この役割分担を理解しておけば、どちらか一方を無理に選ぶ必要はなくなります。
併用による最適な体制構築とは
以下のような「分業モデル」が、多くの中小企業にとって現実的で理想的です。
- 記帳代行 → 領収書の入力、試算表作成までを毎月担当
- 税理士 → 試算表をもとに税務・財務相談、決算、申告を担当
この体制の利点は以下の通りです:
- 費用が最適化される(税理士の業務量が減ることで報酬も抑えられる)
- 帳簿の精度が向上(記帳の専門スタッフによるダブルチェック)
- 業務のスピードアップ(クラウド連携でデータがリアルタイム共有される)
税理士を変えずに記帳代行を導入するには?
「今の税理士を変えずに記帳代行を入れたい」というニーズは非常に多いですが、結論として問題ありません。
ただし、以下の配慮が大切です。
- 税理士に事前に説明し、記帳代行と連携して進める意向を伝える
- 記帳代行業者に「税理士と連携した実績」があるか確認する
- 双方が使用する会計ソフトを統一しておく(freee等のクラウド会計ソフトを推奨)

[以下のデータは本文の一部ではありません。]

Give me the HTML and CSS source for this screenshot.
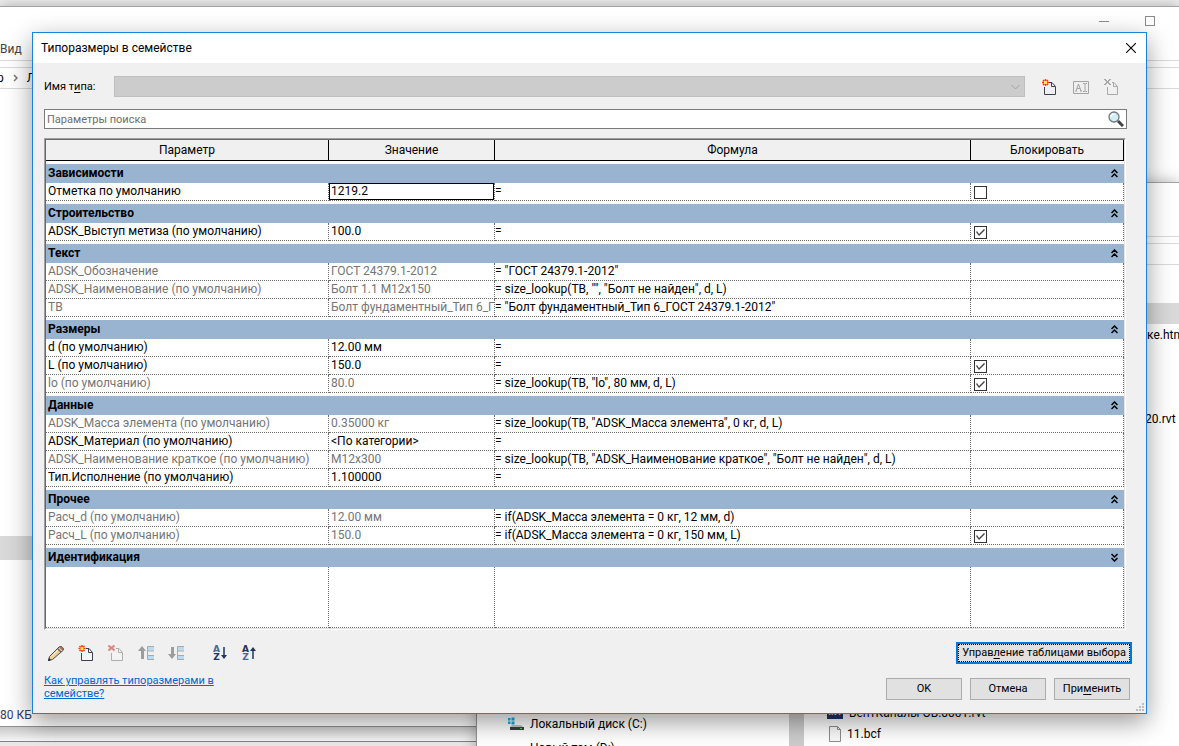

事前のコミュニケーションと役割整理をしっかり行えば、トラブルなくスムーズに運用を開始することが可能です。
経理を「攻めの経営資源」に変える第一歩を
経理は単なる作業ではなく、企業経営の根幹を支える情報インフラです。
そして今、その経理業務は「自社で抱える」から「適切に外注する」方向へと大きく変わりつつあります。
記帳代行と税理士顧問――。
この二つのサービスは、どちらが上というものではなく、それぞれの専門性を活かして組み合わせることで、経営に大きな力をもたらします。
外注化は、単なるコスト削減ではなく、「本来集中すべき業務に、経営者が自分の時間とエネルギーを振り向けるための選択」です。
「今の税理士との関係を壊したくない」という思いがあっても大丈夫です。
記帳代行はその関係を壊すのではなく、むしろ支えるための手段となります。まずは、自社の経理フローを棚卸しし、何を誰に任せるべきかを見直してみてください。
その一歩が、業務効率化だけでなく、より強く、より自由な経営体制への第一歩となるはずです。